# Task to carry out:
Provide an exact copy of the data, excluding the images.

# Available data:
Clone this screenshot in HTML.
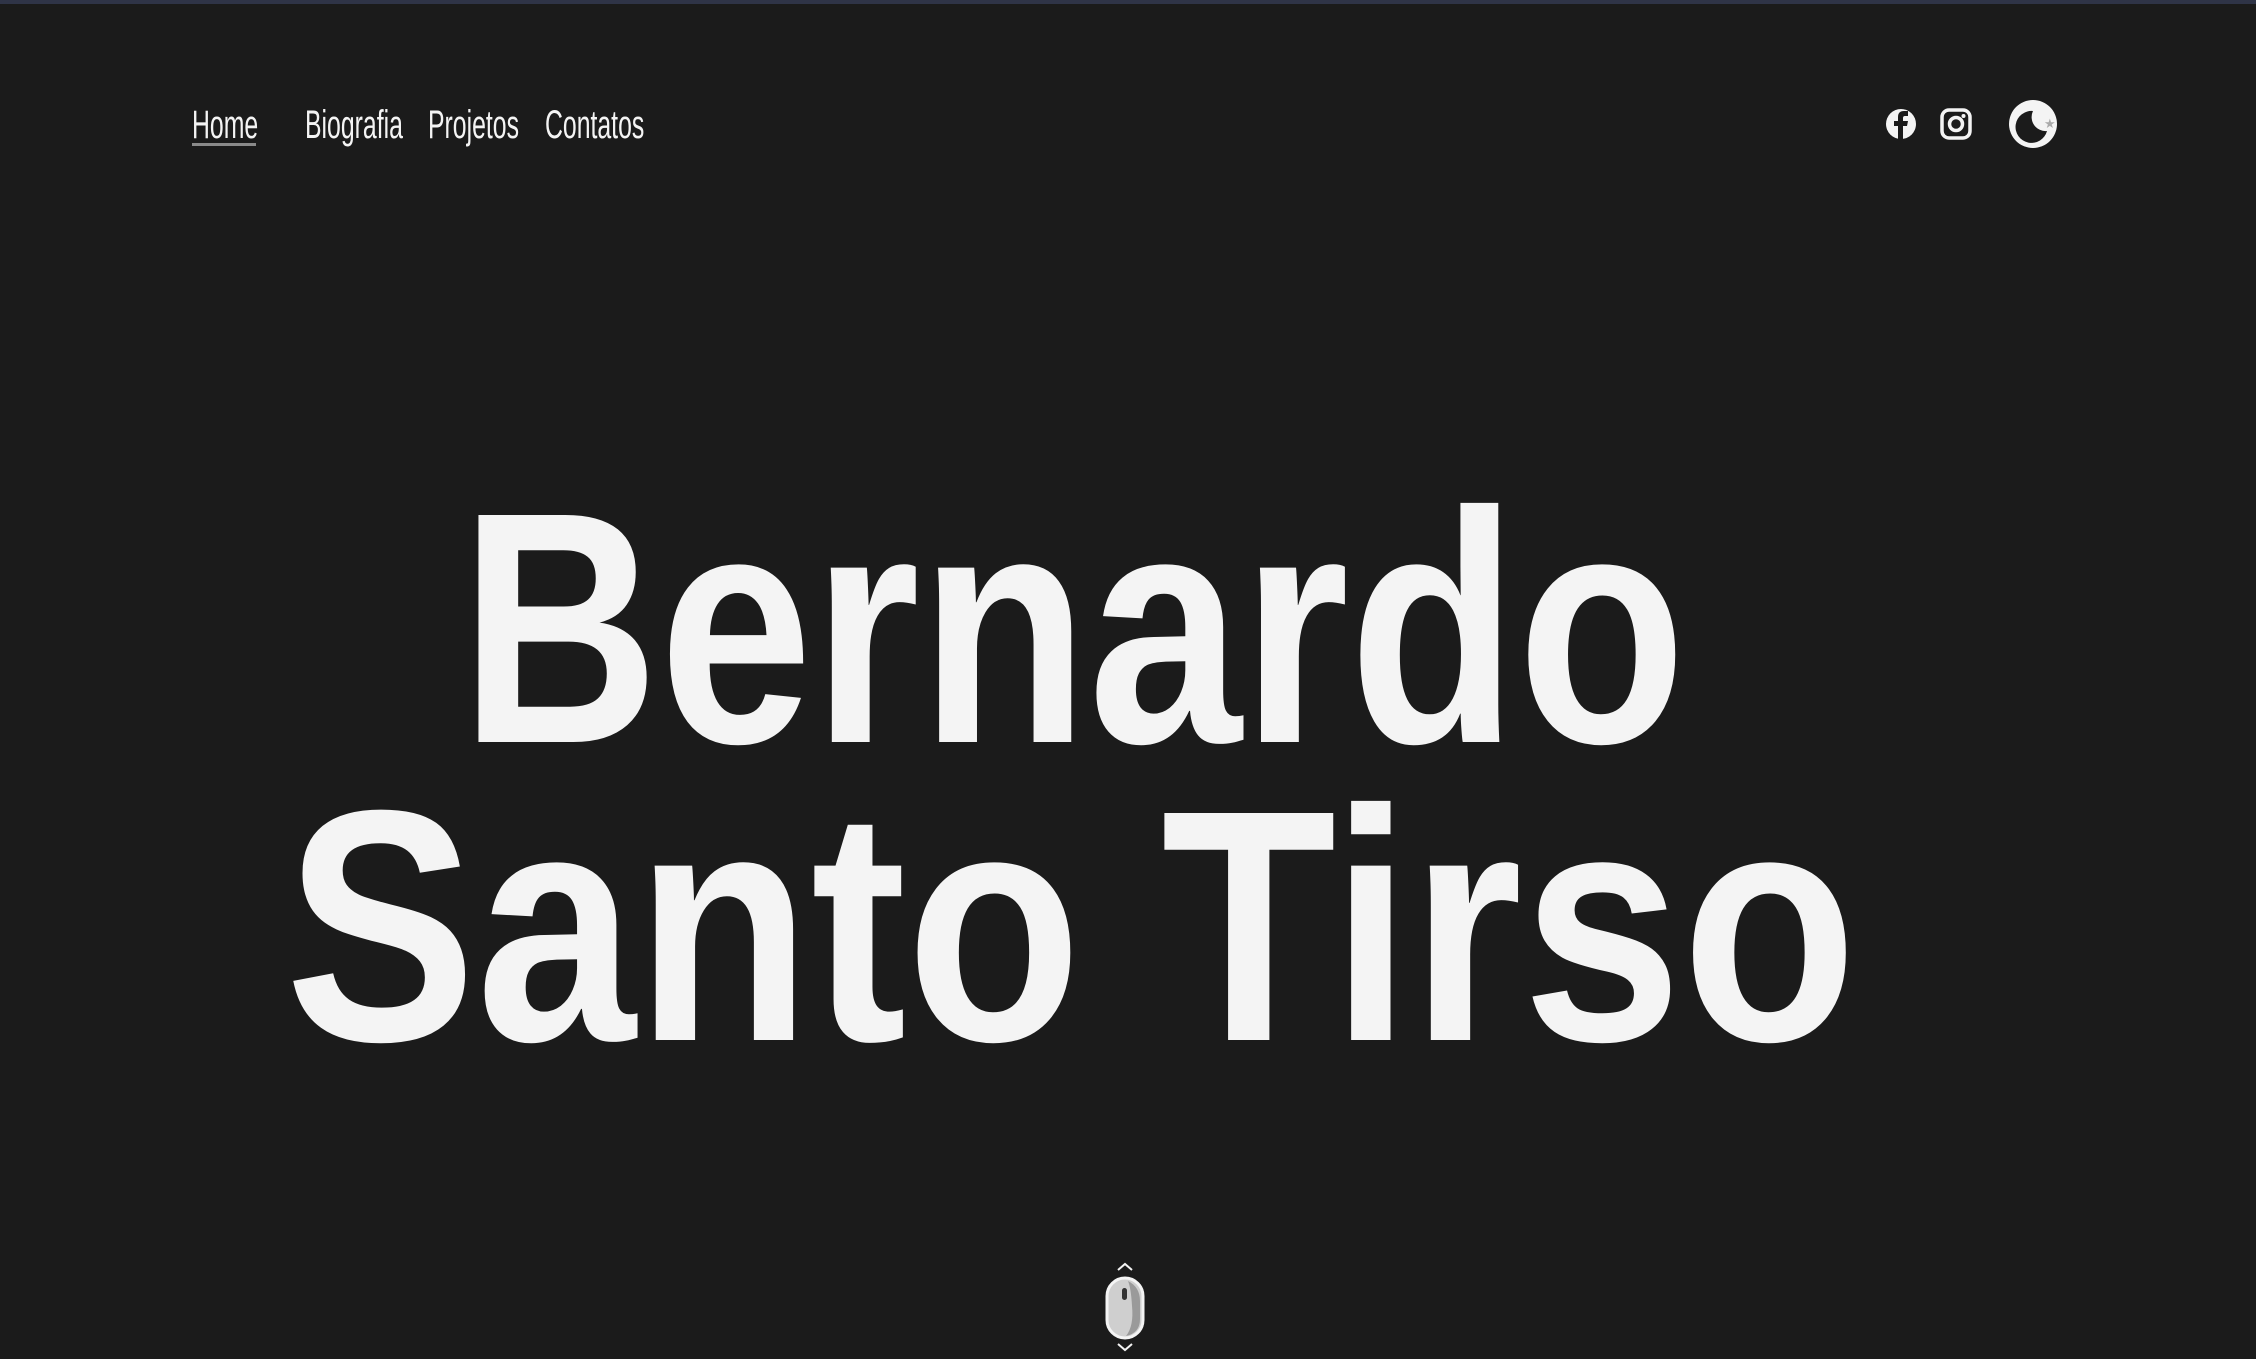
<!DOCTYPE html>
<html><head><meta charset="utf-8"><style>
html,body{margin:0;padding:0;background:#1b1b1b;width:2256px;height:1359px;overflow:hidden;position:relative}
.top{position:absolute;left:0;top:0;width:2256px;height:4px;background:#2f3447}
.nav{position:absolute;top:103px;left:192px;font-family:"Liberation Sans Narrow","Liberation Sans",sans-serif;font-size:40px;color:#f4f4f4;white-space:nowrap}
.nav span{position:absolute;top:0;display:inline-block;transform-origin:left top}
.ul{position:absolute;left:192px;top:143px;width:64px;height:3px;background:#8a8a8a}
svg{position:absolute;left:0;top:0}
</style></head><body>
<div class="top"></div>
<div class="nav">
<span style="left:0;transform:scaleX(0.62)">Home</span>
<span style="left:113px;transform:scaleX(0.62)">Biografia</span>
<span style="left:236px;transform:scaleX(0.62)">Projetos</span>
<span style="left:353px;transform:scaleX(0.62)">Contatos</span>
</div>
<div class="ul"></div>
<svg width="2256" height="1359" viewBox="0 0 2256 1359">
<circle cx="1901" cy="124" r="15" fill="#f4f4f4"/>
<path d="M1898 140 V126 h-4 v-5 h4 v-4 q0-6 6-6 h4 v5 h-3 q-2 0-2 2 v3 h5 l-1 5 h-4 V140z" fill="#1b1b1b"/>
<rect x="1942" y="110" width="28" height="28" rx="7" fill="none" stroke="#f4f4f4" stroke-width="3.5"/>
<circle cx="1956" cy="124" r="6.5" fill="none" stroke="#f4f4f4" stroke-width="3.5"/>
<circle cx="1963.5" cy="116" r="2" fill="#f4f4f4"/>
<circle cx="2033" cy="124" r="24" fill="#f4f4f4"/>
<path d="M2033 111 a16 16 0 1 0 14 20 a14 14 0 0 1 -14 -20z" fill="#1b1b1b"/>
<text x="2044" y="128" font-size="13" fill="#aaa" font-family="DejaVu Sans">★</text>
<text x="460" y="742" font-family="Liberation Sans" font-weight="bold" font-size="330" fill="#f4f4f4" textLength="1226" lengthAdjust="spacingAndGlyphs">Bernardo</text>
<text x="285" y="1040" font-family="Liberation Sans" font-weight="bold" font-size="330" fill="#f4f4f4" textLength="1572" lengthAdjust="spacingAndGlyphs">Santo Tirso</text>
<path d="M1118 1270 l7 -6 l7 6" fill="none" stroke="#f4f4f4" stroke-width="2"/>
<path d="M1118 1344 l7 6 l7 -6" fill="none" stroke="#f4f4f4" stroke-width="2"/>
<rect x="1107" y="1278" width="36" height="60" rx="18" fill="#cfcfcf" stroke="#f4f4f4" stroke-width="3"/>
<path d="M1128 1281 q12 6 12 20 v18 q0 14 -14 17 q8 -10 6 -30 q-1 -18 -4 -25z" fill="#9a9a9a"/>
<rect x="1122" y="1288" width="5" height="12" rx="2.5" fill="#333"/>
</svg>
</body></html>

# Completed task:
Clone this screenshot in HTML.
<!DOCTYPE html>
<html><head><meta charset="utf-8"><style>
html,body{margin:0;padding:0;background:#1b1b1b;width:2256px;height:1359px;overflow:hidden;position:relative}
.top{position:absolute;left:0;top:0;width:2256px;height:4px;background:#2f3447}
.nav{position:absolute;top:103px;left:192px;font-family:"Liberation Sans Narrow","Liberation Sans",sans-serif;font-size:40px;color:#f4f4f4;white-space:nowrap}
.nav span{position:absolute;top:0;display:inline-block;transform-origin:left top}
.ul{position:absolute;left:192px;top:143px;width:64px;height:3px;background:#8a8a8a}
svg{position:absolute;left:0;top:0}
</style></head><body>
<div class="top"></div>
<div class="nav">
<span style="left:0;transform:scaleX(0.62)">Home</span>
<span style="left:113px;transform:scaleX(0.62)">Biografia</span>
<span style="left:236px;transform:scaleX(0.62)">Projetos</span>
<span style="left:353px;transform:scaleX(0.62)">Contatos</span>
</div>
<div class="ul"></div>
<svg width="2256" height="1359" viewBox="0 0 2256 1359">
<circle cx="1901" cy="124" r="15" fill="#f4f4f4"/>
<path d="M1898 140 V126 h-4 v-5 h4 v-4 q0-6 6-6 h4 v5 h-3 q-2 0-2 2 v3 h5 l-1 5 h-4 V140z" fill="#1b1b1b"/>
<rect x="1942" y="110" width="28" height="28" rx="7" fill="none" stroke="#f4f4f4" stroke-width="3.5"/>
<circle cx="1956" cy="124" r="6.5" fill="none" stroke="#f4f4f4" stroke-width="3.5"/>
<circle cx="1963.5" cy="116" r="2" fill="#f4f4f4"/>
<circle cx="2033" cy="124" r="24" fill="#f4f4f4"/>
<path d="M2033 111 a16 16 0 1 0 14 20 a14 14 0 0 1 -14 -20z" fill="#1b1b1b"/>
<text x="2044" y="128" font-size="13" fill="#aaa" font-family="DejaVu Sans">★</text>
<text x="460" y="742" font-family="Liberation Sans" font-weight="bold" font-size="330" fill="#f4f4f4" textLength="1226" lengthAdjust="spacingAndGlyphs">Bernardo</text>
<text x="285" y="1040" font-family="Liberation Sans" font-weight="bold" font-size="330" fill="#f4f4f4" textLength="1572" lengthAdjust="spacingAndGlyphs">Santo Tirso</text>
<path d="M1118 1270 l7 -6 l7 6" fill="none" stroke="#f4f4f4" stroke-width="2"/>
<path d="M1118 1344 l7 6 l7 -6" fill="none" stroke="#f4f4f4" stroke-width="2"/>
<rect x="1107" y="1278" width="36" height="60" rx="18" fill="#cfcfcf" stroke="#f4f4f4" stroke-width="3"/>
<path d="M1128 1281 q12 6 12 20 v18 q0 14 -14 17 q8 -10 6 -30 q-1 -18 -4 -25z" fill="#9a9a9a"/>
<rect x="1122" y="1288" width="5" height="12" rx="2.5" fill="#333"/>
</svg>
</body></html>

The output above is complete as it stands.